Defining Debt Consolidation in the South African Context
The concept of debt consolidation in South Africa mirrors that in other parts of the world, with some context-specific considerations. Fundamentally, it is a process that involves taking out a single, larger loan to settle multiple smaller loans. This approach aims to manage and eventually reduce the debt burden by lowering interest rates, monthly repayments or both.
However, to qualify for a consolidation loan in South Africa, lending institutions typically require that you have a reasonably good credit record. They also tend to look more favourably upon applicants who have a stable income.

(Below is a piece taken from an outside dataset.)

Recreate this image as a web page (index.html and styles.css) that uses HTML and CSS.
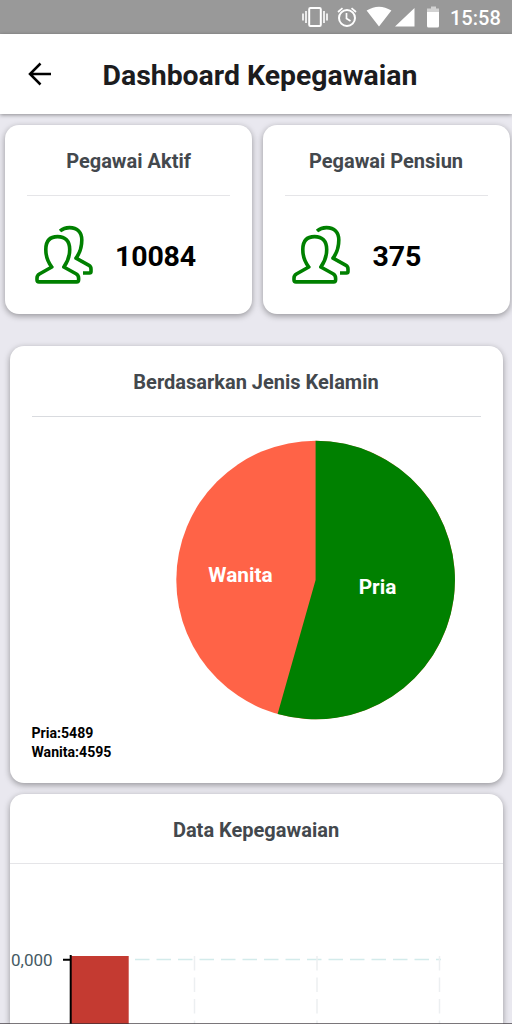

The Procedure for Consolidating Your Debt in South Africa
The process for consolidating your debt in South Africa is relatively straightforward:
- Assess Your Debts. Compile a list of all your debts, including the outstanding amount, interest rate and repayment period. This gives you a clear picture of your debt situation.
- Find a Suitable Lender. Shop around for the best possible consolidation loan. This could be from your current bank, another bank or a specialist debt-consolidation company. Ensure the lender is registered with the National Credit Regulator (NCR) to protect your rights as a consumer.

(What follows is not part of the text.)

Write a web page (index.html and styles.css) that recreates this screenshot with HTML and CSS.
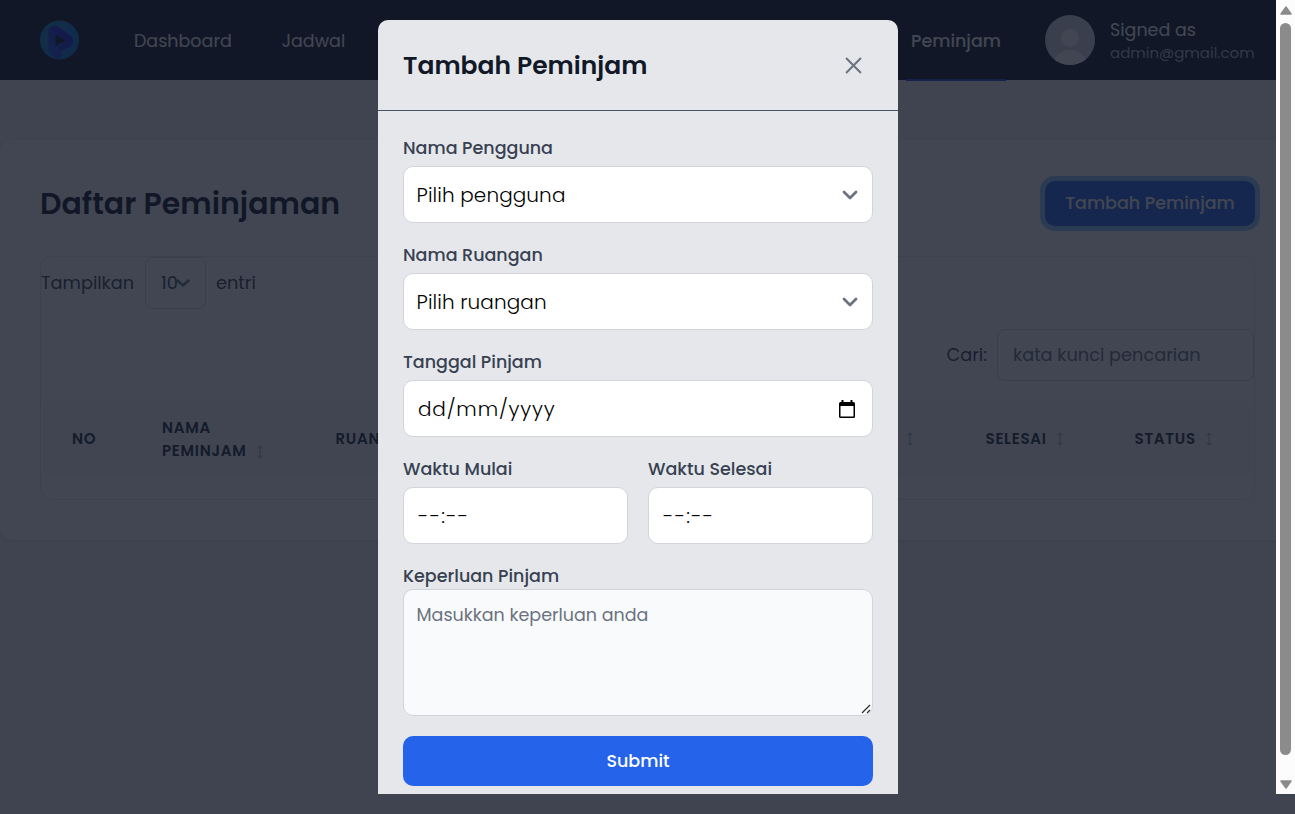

- Apply for the Loan. Once you find a suitable lender, submit your application along with any required documentation, such as proof of income, bank statements and identification documents.
- Pay Off Your Debts. If approved, the funds from the consolidation loan are used to pay off your outstanding debts. Some lenders may pay your creditors directly.
- Repay the Consolidation Loan. You then focus on repaying the consolidation loan according to your new repayment schedule.
This process is typically managed by the debt-consolidation company or the bank. It is advisable to involve a reputable financial advisor to guide you through this process.
Different Types of Debt That Can Be Consolidated
In South Africa, different types of unsecured debts can be consolidated. These include but are not limited to:
Credit card debt. This is one of the most common forms of debt that people consolidate due to the high-interest rates associated with credit cards.
Personal loans. Whether obtained from banks or other financial institutions, personal loans can be consolidated into one payment.
Store accounts. Store cards often carry high interest rates, making them good candidates for consolidation.
Overdrafts. These can also be included in a consolidation loan.
It’s worth noting that secured debts, such as home or car loans, are typically not included in debt consolidation because they are tied to an asset and carry lower interest rates. However, it’s always wise to confirm this with your chosen lender or financial advisor.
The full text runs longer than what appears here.